The Boston Police Department announced late Monday night that 42-year-old Ivan Wai Cheung, of Quincy, was arrested at about 5:10 p.m. on four outstanding warrants.

Cheung is scheduled to be arraigned Tuesday on four counts of aggravated rape, four counts of aggravated rape of a child and two counts of aggravated statutory rape.

According to Boston police, the four incidents date back to 2003, 2005 and 2006.

Sources tell 5 Investigates Cheung works for State Street, the banking giant headquartered in Boston’s Financial District. A spokesperson for the company said on Tuesday morning: “The individual has been immediately suspended pending further investigation.”

The arrest is the result of a new Boston police initiative to revisit cold case rapes. The initiative, funded by a federal grant, pays for sophisticated DNA testing of rape kits that — until now — had not yielded enough DNA to test.

The initiative has also helped bring more modern techniques to the Boston Police Sexual Assault Unit, allowing them to build a spreadsheet of unsolved rapes to look for so-far undetected patterns, for example.

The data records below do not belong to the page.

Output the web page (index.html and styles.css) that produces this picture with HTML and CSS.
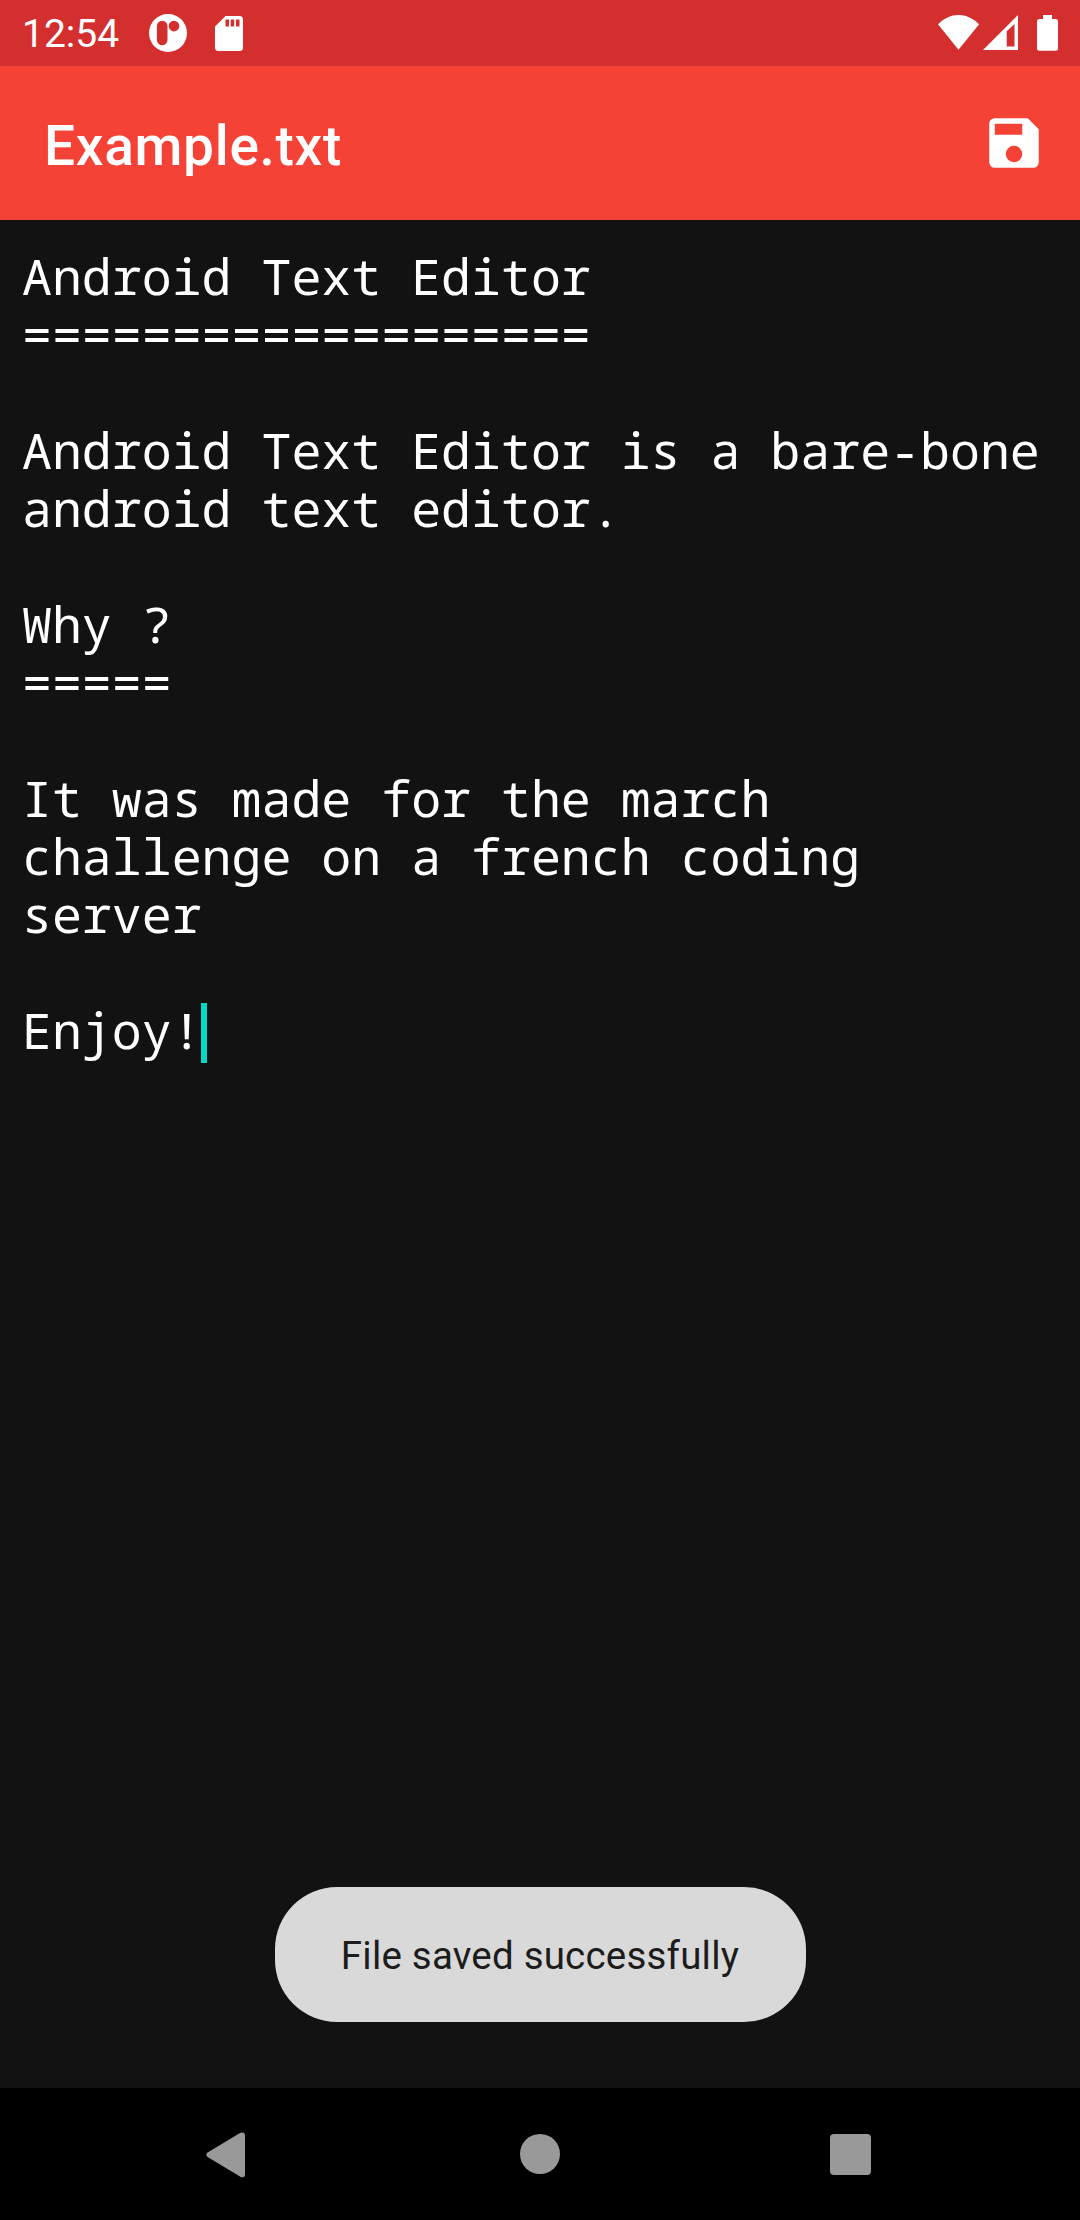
FILE: index.html
```html
<!DOCTYPE html>
<html lang="en">
<head>
<meta charset="utf-8">
<title>Example.txt</title>
<link rel="stylesheet" href="styles.css">
</head>
<body>
<div class="screen">
  <div class="status-bar">
    <span class="clock">12:54</span>
    <svg class="notify-icon" width="38" height="38" viewBox="0 0 38 38"><path fill="#fff" fill-rule="evenodd" d="M19 0a19 19 0 1 1 0 38a19 19 0 1 1 0-38zM13.2 6.800a5.300 5.300 0 0 0-5.300 5.300v13.800a5.300 5.300 0 0 0 10.600 0v-13.800a5.300 5.300 0 0 0-5.300-5.300zM25 6.800a5.300 5.300 0 1 0 0 10.600a5.300 5.300 0 1 0 0-10.600z"/></svg>
    <svg class="sd-icon" width="28" height="35" viewBox="0 0 28 35"><path fill="#fff" fill-rule="evenodd" d="M10.500 0H24.500a3.500 3.500 0 0 1 3.500 3.500v28a3.500 3.500 0 0 1-3.500 3.500h-21a3.500 3.500 0 0 1-3.500-3.500V10.500zM10.500 3.500v7h3.500v-7zM15.700 3.500v7h3.500v-7zM21 3.500v7h3.500v-7z"/></svg>
    <div class="system-icons">
      <svg width="42" height="36" viewBox="0 0 42 36"><path fill="#fff" d="M20.500 34.800L0 9.300C6 3.300 13 0 20.500 0S35 3.300 41.100 9.300z"/></svg>
      <svg class="signal-icon" width="36" height="36" viewBox="0 0 36 36"><path fill="#fff" fill-rule="evenodd" d="M0 35L35 0V35zM23.700 16.200V31.500H31.500V9z"/></svg>
      <svg class="battery-icon" width="21" height="36" viewBox="0 0 21 36"><path fill="#fff" d="M6 0h9v4h3.500a2.500 2.500 0 0 1 2.500 2.500v26.700a2.500 2.500 0 0 1-2.500 2.500h-16a2.500 2.500 0 0 1-2.500-2.500V6.500a2.500 2.500 0 0 1 2.500-2.500H6z"/></svg>
    </div>
  </div>
  <header class="app-bar">
    <h1 class="title">Example.txt</h1>
    <button class="save" aria-label="Save"><svg width="66" height="66" viewBox="0 0 24 24"><path fill="#fff" fill-rule="evenodd" d="M17 3H5a2 2 0 0 0-2 2v14a2 2 0 0 0 2 2h14a2 2 0 0 0 2-2V7zM12 19a3 3 0 1 1 0-6a3 3 0 0 1 0 6zM15 9H5V5h10z"/></svg></button>
  </header>
  <main class="editor">
<pre class="text">Android Text Editor
===================

Android Text Editor is a bare-bone
android text editor.

Why ?
=====

It was made for the march
challenge on a french coding
server

Enjoy!<span class="caret"></span></pre>
    <div class="toast">File saved successfully</div>
  </main>
  <nav class="nav-bar">
    <svg class="back" width="40" height="46" viewBox="0 0 40 46"><path fill="#999" d="M1.600 20.500L34 1Q39 -1 39 4V42Q39 47 34 44.400L1.600 25Q-1 22.800 1.600 20.500z"/></svg>
    <svg class="home" width="40" height="40" viewBox="0 0 40 40"><circle cx="20" cy="20" r="20" fill="#999"/></svg>
    <svg class="recents" width="41" height="41" viewBox="0 0 41 41"><rect width="41" height="41" rx="4" fill="#999"/></svg>
  </nav>
</div>
</body>
</html>
```
FILE: styles.css
```css
* { box-sizing: border-box; }
body { margin: 0; background: #121212; }
svg { display: block; flex: none; }
.screen {
  display: flex;
  flex-direction: column;
  width: 1080px;
  height: 2220px;
  font-family: Roboto, sans-serif;
  color: #fff;
}
.status-bar {
  display: flex;
  align-items: flex-start;
  height: 66px;
  padding: 0 22px;
  background: #d32f2f;
}
.clock {
  width: 127px;
  font-size: 39px;
  line-height: 46px;
  margin-top: 11px;
}
.notify-icon { margin-top: 14px; }
.sd-icon { margin: 16px 0 0 28px; }
.system-icons { display: flex; margin: 15px 0 0 auto; }
.signal-icon { margin-left: 3px; }
.battery-icon { margin-left: 18px; }
.app-bar {
  display: flex;
  justify-content: space-between;
  height: 154px;
  padding: 44px 33px 0 44px;
  background: #f44336;
}
.title {
  margin: 4px 0 0;
  font-size: 55px;
  line-height: 64px;
  font-weight: 500;
  letter-spacing: 0.7px;
}
.save { width: 66px; height: 66px; padding: 0; border: 0; background: none; }
.editor {
  flex: 1;
  display: flex;
  flex-direction: column;
  align-items: center;
  justify-content: space-between;
  padding: 27px 22px 66px;
  background: #121212;
}
.text {
  align-self: stretch;
  margin: 0;
  font-family: "Noto Sans Mono", "Droid Sans Mono", "DejaVu Sans Mono", monospace;
  font-size: 49.900px;
  line-height: 58px;
}
.caret {
  display: inline-block;
  width: 6px;
  height: 60px;
  margin: -10px 0 -14px -1px;
  vertical-align: 0;
  background: #03dac5;
}
.toast {
  width: 531px;
  height: 135px;
  padding-top: 1px;
  border-radius: 62px;
  background: #d9d9d9;
  color: #1c1c1c;
  font-size: 38.500px;
  line-height: 135px;
  letter-spacing: 0.2px;
  text-align: center;
}
.nav-bar {
  display: flex;
  align-items: flex-start;
  height: 132px;
  padding: 44px 0 0 206px;
  background: #000;
}
.home { margin: 2px 0 0 274px; }
.recents { margin: 2px 0 0 270px; }
```
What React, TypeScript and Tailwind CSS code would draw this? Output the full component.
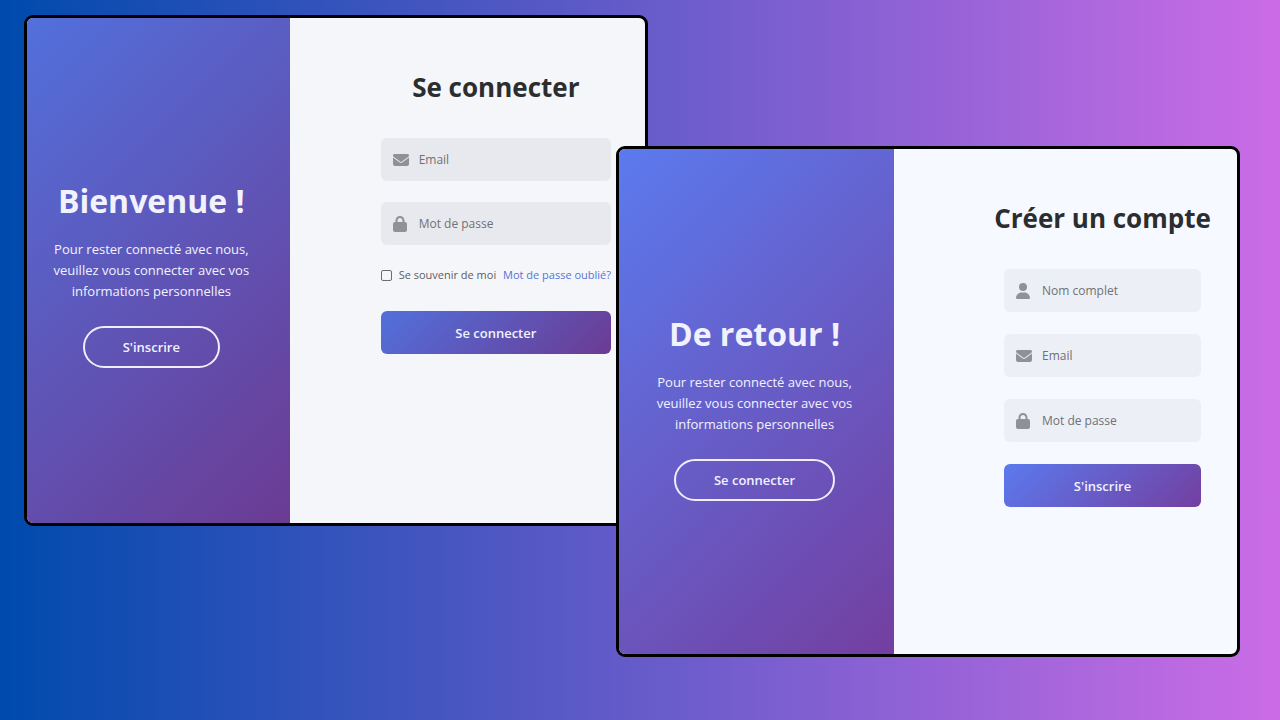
import { useId } from 'react';
import type { ReactNode } from 'react';
import { FaEnvelope } from 'react-icons/fa6';

function UserIcon() {
  return (
    <svg viewBox="0 0 448 512" fill="currentColor" className="h-4 w-[14px]" aria-hidden="true">
      <path d="M224 256A128 128 0 1 0 224 0a128 128 0 1 0 0 256zm-45.7 48C79.8 304 0 383.8 0 482.3C0 498.7 13.3 512 29.7 512H418.3c16.4 0 29.7-13.3 29.7-29.7C448 383.8 368.2 304 269.7 304H178.3z" />
    </svg>
  );
}

function LockIcon() {
  return (
    <svg viewBox="0 0 448 512" fill="currentColor" className="h-4 w-[14px]" aria-hidden="true">
      <path d="M144 144v48H304V144c0-44.2-35.8-80-80-80s-80 35.8-80 80zM80 192V144C80 64.5 144.5 0 224 0s144 64.5 144 144v48h16c35.3 0 64 28.7 64 64V448c0 35.3-28.7 64-64 64H64c-35.3 0-64-28.7-64-64V256c0-35.3 28.7-64 64-64H80z" />
    </svg>
  );
}

type FieldProps = {
  icon: ReactNode;
  label: string;
  type: string;
  tone: string;
};

function Field({ icon, label, type, tone }: FieldProps) {
  const id = useId();

  return (
    <div className={`flex h-[43px] items-center gap-[10px] rounded-md px-3 ${tone}`}>
      <label htmlFor={id} aria-label={label} className="w-4 shrink-0 text-base text-[#8f9196]">
        {icon}
      </label>
      <input
        id={id}
        type={type}
        placeholder={label}
        className="w-full min-w-0 bg-transparent text-xs text-[#333] outline-none placeholder:text-[#707175]"
      />
    </div>
  );
}

type WelcomeProps = {
  title: string;
  action: string;
  className: string;
};

function Welcome({ title, action, className }: WelcomeProps) {
  return (
    <div className={`flex shrink-0 flex-col items-center justify-center text-center text-[#f1f2fd] ${className}`}>
      <h1 className="mb-4 text-[32px] leading-[44px] font-bold">{title}</h1>
      <p className="mb-6 text-[13px] leading-[21px]">
        Pour rester connecté avec nous, veuillez vous connecter avec vos informations personnelles
      </p>
      <button type="button" className="h-[42px] rounded-full border-2 border-[#efeefa] px-[38px] pt-0.5 text-[13px] font-semibold">
        {action}
      </button>
    </div>
  );
}

export default function App() {
  return (
    <main className="flex min-h-screen items-start bg-[linear-gradient(to_right,#004aad,#cb6ce6)] pr-10 pl-6 font-['Open_Sans','Noto_Sans',sans-serif]">

      {/* Connexion */}
      <section className="mt-[15px] flex min-h-[511px] min-w-0 flex-1 overflow-hidden rounded-[9px] border-3 border-black bg-[#f4f6fa]">
        <Welcome
          title="Bienvenue !"
          action="S'inscrire"
          className="w-[42.5%] bg-[linear-gradient(135deg,#5270dc,#6b3b93)] pt-1.5 pr-[30px] pl-4"
        />
        <form className="flex min-w-0 flex-1 flex-col pt-[50px] pr-[34px] pl-[91px]">
          <h2 className="mb-8 flex justify-center text-[26px] leading-[38px] font-bold whitespace-nowrap text-[#2c2d2f]">Se connecter</h2>
          <div className="flex flex-col gap-[21px]">
            <Field icon={<FaEnvelope />} label="Email" type="email" tone="bg-[#e8e9ee]" />
            <Field icon={<LockIcon />} label="Mot de passe" type="password" tone="bg-[#e8e9ee]" />
          </div>
          <div className="mt-5 flex items-center justify-between text-[11px] leading-5 whitespace-nowrap">
            <label className="flex items-center gap-[7px] text-[#5c5d60]">
              <input type="checkbox" className="size-[11px] shrink-0 appearance-none rounded-[2px] border border-[#6c6d70] checked:bg-[#5270dc]" />
              Se souvenir de moi
            </label>
            <a href="#" className="text-[#5873d8]">Mot de passe oublié?</a>
          </div>
          <button type="submit" className="mt-[26px] h-[43px] rounded-md bg-[linear-gradient(135deg,#5270dc,#6b3b93)] pt-0.5 text-[13px] font-semibold text-[#f1f2fd]">
            Se connecter
          </button>
        </form>
      </section>

      {/* Inscription */}
      <section className="relative mt-[146px] -ml-8 flex min-h-[511px] min-w-0 flex-1 overflow-hidden rounded-[9px] border-3 border-black bg-[#f6f9ff]">
        <Welcome
          title="De retour !"
          action="Se connecter"
          className="w-[44.5%] bg-[linear-gradient(135deg,#5b7aee,#733fa0)] pt-2.5 pr-6 pl-5"
        />
        <form className="flex min-w-0 flex-1 flex-col pt-[50px] pr-9 pl-[110px]">
          <h2 className="mb-8 flex justify-center text-[26px] leading-[38px] font-bold whitespace-nowrap text-[#2c2d2f]">Créer un compte</h2>
          <div className="flex flex-col gap-[22px]">
            <Field icon={<UserIcon />} label="Nom complet" type="text" tone="bg-[#eceff6]" />
            <Field icon={<FaEnvelope />} label="Email" type="email" tone="bg-[#eceff6]" />
            <Field icon={<LockIcon />} label="Mot de passe" type="password" tone="bg-[#eceff6]" />
            <button type="submit" className="h-[43px] rounded-md bg-[linear-gradient(135deg,#5b7aee,#733fa0)] pt-0.5 text-[13px] font-semibold text-[#f1f2fd]">
              S'inscrire
            </button>
          </div>
        </form>
      </section>

    </main>
  );
}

The grant is also paying for Boston police to digitize case files going back to the 1980s and hire a criminal analyst to work with the lab and investigators.

Earlier this summer, 5 Investigates’ Karen Anderson was granted rare access inside the Boston police crime lab, and sat down with the crime lab director, the police lieutenant leading the sex assault unit, and the police department’s director of research and development to talk about the initiative.

“They’re the ones that are going to be sitting down with these detectives and going through these big boxes of evidence,” Maria Cheevers, the research director, said in the interview, referring to the crime analysts. “What are all these other databases out there that we can start looking in and identifying modus operandi and other trends? And if you know who this person is, how do we get them?”

As part of the initiative, Boston police are working to identify unsolved rapes that are linked by an unknown suspect’s DNA. They are also looking through old police databases of cases to find new leads.

Boston police are also hiring a victim’s advocate to work with survivors when their cases are reopened.